Stocks in Europe are under pressure in afternoon action, led by weakness in financials on continued uncertainty regarding whether Greece can implement austerity issues successfully in order to gain access to the 110 billion euro bailout package that was agreed to over the weekend between the EU and International Monetary Fund (IMF). Also, fears are growing about how Greece’s debt problems will impact other euro-zone nations, such as Spain and Portugal, which are strapped with elevated debt levels. Greece’s debt level topped 115% of gross domestic product (GDP) last year and is projected to reach approximately 140% in 2014. By comparison, Spain's debt-to-GDP ratio is around 90% and Portugal sits at about 68%. Further, the Greek deficit (the amount spending exceeds income in a given year) in 2009 was 13.6% of GDP, far above the 3% mandated by the EU. However, they note that as concerns are swirling that the agreed to fiscal reforms could drag Greece, and other parts of Europe into a downward economic spiral—history shows that isn’t necessarily inevitable.

Meanwhile, oil & gas issues are under pressure to pace the decline as the massive oil spill in the Gulf of Mexico continues to garner attention with worries about environmental impact growing and the costs to repair and clean up the disaster mount. Shares of BP Plc (BP $50), the operator of the well that caused the oil leak, has fallen to a seven month low since the oil spill. In other equity news, shares of UBS AG (UBS $16) are lower amid the pressure on financials, which is overshadowing the Swiss bank’s 1Q profit report.

The economic calendar across the pond is also in focus, headlined by an unexpected drop in German retail sales and a smaller-than-expected increase in euro-zone producer prices. Data out of the UK are mixed as a report showed mortgage approvals increased by a smaller amount than expected, while a separate release showed the nation’s Manufacturing PMI expanded beyond economists’ forecasts. Elsewhere, Spain’s unemployment fell and its consumer confidence improved, but these reports are being more than offset by Greece contagion fears.

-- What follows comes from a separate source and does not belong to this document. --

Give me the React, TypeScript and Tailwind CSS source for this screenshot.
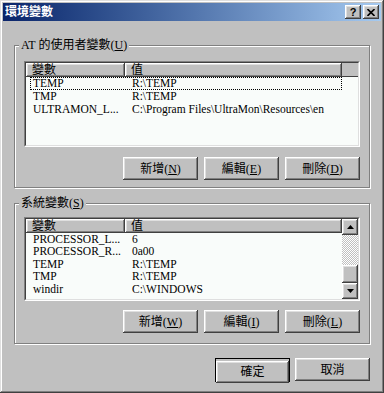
import type { ReactNode } from "react";

const RAISED =
  "shadow-[inset_-1px_-1px_#404040,inset_1px_1px_#ffffff,inset_-2px_-2px_#808080,inset_2px_2px_#dfdfdf]";

interface Row {
  name: string;
  value: string;
}

const USER_VARS: Row[] = [
  { name: "TEMP", value: "R:\\TEMP" },
  { name: "TMP", value: "R:\\TEMP" },
  { name: "ULTRAMON_L...", value: "C:\\Program Files\\UltraMon\\Resources\\en" },
];

const SYS_VARS: Row[] = [
  { name: "PROCESSOR_L...", value: "6" },
  { name: "PROCESSOR_R...", value: "0a00" },
  { name: "TEMP", value: "R:\\TEMP" },
  { name: "TMP", value: "R:\\TEMP" },
  { name: "windir", value: "C:\\WINDOWS" },
];

function Key({ children }: { children: ReactNode }) {
  return <span className="underline underline-offset-[1px]">{children}</span>;
}

function Btn({ children, isDefault }: { children: ReactNode; isDefault?: boolean }) {
  if (isDefault) {
    return (
      <div className="w-[75px] h-[24px] border border-black">
        <button type="button" className={`w-full h-full bg-[#c0c0c0] text-[12px] leading-none ${RAISED}`}>
          {children}
        </button>
      </div>
    );
  }
  return (
    <button type="button" className={`w-[75px] h-[23px] bg-[#c0c0c0] text-[12px] leading-none ${RAISED}`}>
      {children}
    </button>
  );
}

function Arrow({ up }: { up?: boolean }) {
  return (
    <div className={`h-[16px] bg-[#c0c0c0] flex items-center justify-center ${RAISED}`}>
      <svg width="7" height="4" viewBox="0 0 7 4">
        {up ? <path d="M3.5 0 L7 4 L0 4 Z" fill="#000" /> : <path d="M0 0 L7 0 L3.5 4 Z" fill="#000" />}
      </svg>
    </div>
  );
}

function Scrollbar() {
  return (
    <div className="w-[16px] flex flex-col shrink-0">
      <Arrow up />
      <div className="flex-1 bg-[repeating-conic-gradient(#ffffff_0_25%,#c0c0c0_0_50%)] bg-[length:2px_2px]" />
      <div className={`h-[18px] bg-[#c0c0c0] ${RAISED}`} />
      <Arrow />
    </div>
  );
}

function VarList({ rows, focus, scroll, sizeClass, rowClass }: {
  rows: Row[];
  focus?: number;
  scroll?: boolean;
  sizeClass: string;
  rowClass: string;
}) {
  return (
    <div className={`${sizeClass} border border-t-[#808080] border-l-[#808080] border-b-white border-r-white`}>
      <div className="h-full flex overflow-hidden border border-t-[#404040] border-l-[#404040] border-b-[#dfdfdf] border-r-[#dfdfdf] bg-[#f9fcfa]">
        <div className="flex-1 min-w-0 flex flex-col">
          <div className="h-[14px] shrink-0 flex bg-[#c0c0c0] text-[12px] leading-[14px]">
            <div className={`w-[99px] pl-[6px] ${RAISED}`}>變數</div>
            <div className={`w-[217px] pl-[6px] ${RAISED}`}>值</div>
            <div className="flex-1 shadow-[inset_0_-1px_#404040]" />
          </div>
          {rows.map((r, i) => (
            <div
              key={r.name}
              className={`${rowClass} ml-[4px] w-[312px] flex items-center text-[11.5px] whitespace-nowrap border ${
                i === focus ? "border-dotted border-black" : "border-transparent"
              }`}
            >
              <div className="w-[95px] pl-[2px]">{r.name}</div>
              <div className="pl-[6px]">{r.value}</div>
            </div>
          ))}
        </div>
        {scroll && <Scrollbar />}
      </div>
    </div>
  );
}

function Group({ label, children, sizeClass, padClass }: {
  label: ReactNode;
  children: ReactNode;
  sizeClass: string;
  padClass: string;
}) {
  return (
    <div
      className={`relative ${sizeClass} ${padClass} border border-[#808080] shadow-[1px_1px_0_#ffffff,inset_1px_1px_0_#ffffff]`}
    >
      <div className="absolute left-[4px] -top-[8px] h-[14px] leading-[14px] px-[2px] bg-[#c0c0c0] text-[12px]">
        {label}
      </div>
      {children}
    </div>
  );
}

export default function App() {
  return (
    <div className="w-[384px] h-[393px] p-[3px] bg-[#c0c0c0] flex flex-col text-black font-['Liberation_Serif','Noto_Sans_CJK_TC',serif] shadow-[inset_-1px_-1px_#404040,inset_1px_1px_#dfdfdf,inset_-2px_-2px_#808080,inset_2px_2px_#ffffff]">
      <div className="h-[18px] flex items-center pl-[2px] pr-[2px] bg-gradient-to-r from-[#0a246a] to-[#a6caf0]">
        <span className="text-white font-bold text-[12px] leading-none">環境變數</span>
        <div className="ml-auto flex gap-[2px]">
          <div className={`w-[16px] h-[14px] bg-[#c0c0c0] flex items-center justify-center ${RAISED}`}>
            <span className="font-['Liberation_Sans',sans-serif] font-bold text-[11px] leading-none">?</span>
          </div>
          <div className={`w-[16px] h-[14px] bg-[#c0c0c0] flex items-center justify-center ${RAISED}`}>
            <svg width="8" height="7" viewBox="0 0 8 7">
              <path d="M0.5 0 L7.5 7 M7.5 0 L0.5 7" stroke="#000" strokeWidth="1.6" />
            </svg>
          </div>
        </div>
      </div>

      <div className="pl-[11px] pt-[24px] flex flex-col">
        <Group
          sizeClass="w-[356px] h-[143px]"
          padClass="pl-[9px] pt-[15px]"
          label={
            <>
              AT 的使用者變數(<Key>U</Key>)
            </>
          }
        >
          <VarList rows={USER_VARS} focus={0} sizeClass="w-[336px] h-[86px]" rowClass="h-[13px]" />
          <div className="w-[336px] mt-[10px] flex justify-end gap-[6px]">
            <Btn>新增(<Key>N</Key>)</Btn>
            <Btn>編輯(<Key>E</Key>)</Btn>
            <Btn>刪除(<Key>D</Key>)</Btn>
          </div>
        </Group>

        <div className="mt-[15px]">
          <Group
            sizeClass="w-[356px] h-[141px]"
            padClass="pl-[9px] pt-[13px]"
            label={
              <>
                系統變數(<Key>S</Key>)
              </>
            }
          >
            <VarList rows={SYS_VARS} scroll sizeClass="w-[336px] h-[84px]" rowClass="h-[12.5px]" />
            <div className="w-[336px] mt-[9px] flex justify-end gap-[6px]">
              <Btn>新增(<Key>W</Key>)</Btn>
              <Btn>編輯(<Key>I</Key>)</Btn>
              <Btn>刪除(<Key>L</Key>)</Btn>
            </div>
          </Group>
        </div>

        <div className="w-[356px] mt-[14px] flex justify-end gap-[5px]">
          <Btn isDefault>確定</Btn>
          <Btn>取消</Btn>
        </div>
      </div>
    </div>
  );
}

Britain’s FTSE 100 Index is down 1.3%, France’s CAC-40 Index is 1.6% lower, Germany’s DAX Index is declining 1.2%, Spain’s IBEX 35 Index is off 2.9%, Portugal’s PSI 20 Index is 2.4% in the red, and Greece’s Athex Composite Index is dropping 4.2%.

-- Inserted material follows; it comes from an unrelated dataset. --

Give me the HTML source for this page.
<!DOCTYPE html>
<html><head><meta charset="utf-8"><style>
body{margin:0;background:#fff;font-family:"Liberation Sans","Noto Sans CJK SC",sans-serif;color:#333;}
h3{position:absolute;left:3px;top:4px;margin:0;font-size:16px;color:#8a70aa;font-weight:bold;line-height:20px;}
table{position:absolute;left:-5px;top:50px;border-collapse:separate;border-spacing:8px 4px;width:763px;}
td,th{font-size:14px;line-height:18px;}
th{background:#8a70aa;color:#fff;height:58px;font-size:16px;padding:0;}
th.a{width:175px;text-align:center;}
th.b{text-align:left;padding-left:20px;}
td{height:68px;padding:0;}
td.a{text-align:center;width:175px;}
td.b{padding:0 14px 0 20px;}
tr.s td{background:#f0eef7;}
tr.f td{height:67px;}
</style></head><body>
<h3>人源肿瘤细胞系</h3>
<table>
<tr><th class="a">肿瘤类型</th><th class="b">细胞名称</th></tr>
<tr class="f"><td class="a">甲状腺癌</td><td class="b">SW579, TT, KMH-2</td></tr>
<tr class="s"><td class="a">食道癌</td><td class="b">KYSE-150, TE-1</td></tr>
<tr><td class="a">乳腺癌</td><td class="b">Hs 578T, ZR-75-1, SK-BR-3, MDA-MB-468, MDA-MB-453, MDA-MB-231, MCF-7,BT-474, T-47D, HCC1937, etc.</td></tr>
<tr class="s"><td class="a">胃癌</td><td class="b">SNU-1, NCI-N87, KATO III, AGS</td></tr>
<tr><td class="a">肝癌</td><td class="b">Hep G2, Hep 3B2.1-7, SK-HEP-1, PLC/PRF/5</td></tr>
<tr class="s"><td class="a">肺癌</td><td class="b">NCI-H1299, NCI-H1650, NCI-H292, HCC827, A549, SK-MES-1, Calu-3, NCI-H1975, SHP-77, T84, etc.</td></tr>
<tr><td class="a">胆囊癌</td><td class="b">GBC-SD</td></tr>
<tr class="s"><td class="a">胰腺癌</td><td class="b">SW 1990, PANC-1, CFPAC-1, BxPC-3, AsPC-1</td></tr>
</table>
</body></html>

Asia lower on China concerns and following Australian interest and tax rate hikes

Stocks in Asia were mostly lower as some markets return from holidays, while Japan remained closed. Overall sentiment was hampered by a report out of China, which showed the nation’s Manufacturing PMI declined from 57.0 in March to 55.4 in April, the lowest level in six months, but still depicted expansion in activity as the index remained above the 50 mark—the demarcation point between expansion and contraction. Stocks in China declined, with Hong Kong’s Hang Seng Index declining 0.2%, while the Shanghai Composite—which was closed yesterday—fell 1.2% partly in reaction to the weekend’s announcement from the Chinese government, in which it increased the reserve requirement rate of funds that banks have to keep at its central bank.

Meanwhile, miners continued to slide in Australia, with the S&P/ASX 200 Index falling 1.0% on continued fallout from the tax hike the Australian government levied on resource profits, and as the Chinese data dampened the optimism regarding demand for commodities. Also, the Reserve Bank of Australia increased its benchmark interest rate by 25 basis points to 4.50%, marking the sixth rate increase in seven meetings since October. The RBA noted that the risk of serious economic contraction in Australia has passed “some time ago,” and as a result of today’s decision, rates for most borrowers will be around average levels. In equity news, Australian miner Newcrest Mining (NCMGY $29) agreed to the acquisition of Lihir Gold (LIHR $34) after it sweetened its takeover offer to $8.5 billion for the Papua New Guinea-based firm.

Elsewhere, India’s BSE Sensex 30 Index fell 1.4%, while South Korea’s Kospi Index dipped 0.1% and Taiwan’s Taiex Index slipped 0.3%. However, Thailand’s SET Index jumped 4.4% after the nation’s Prime Minister proposed a November 14th election to help end eight weeks of protesting, per Bloomberg News.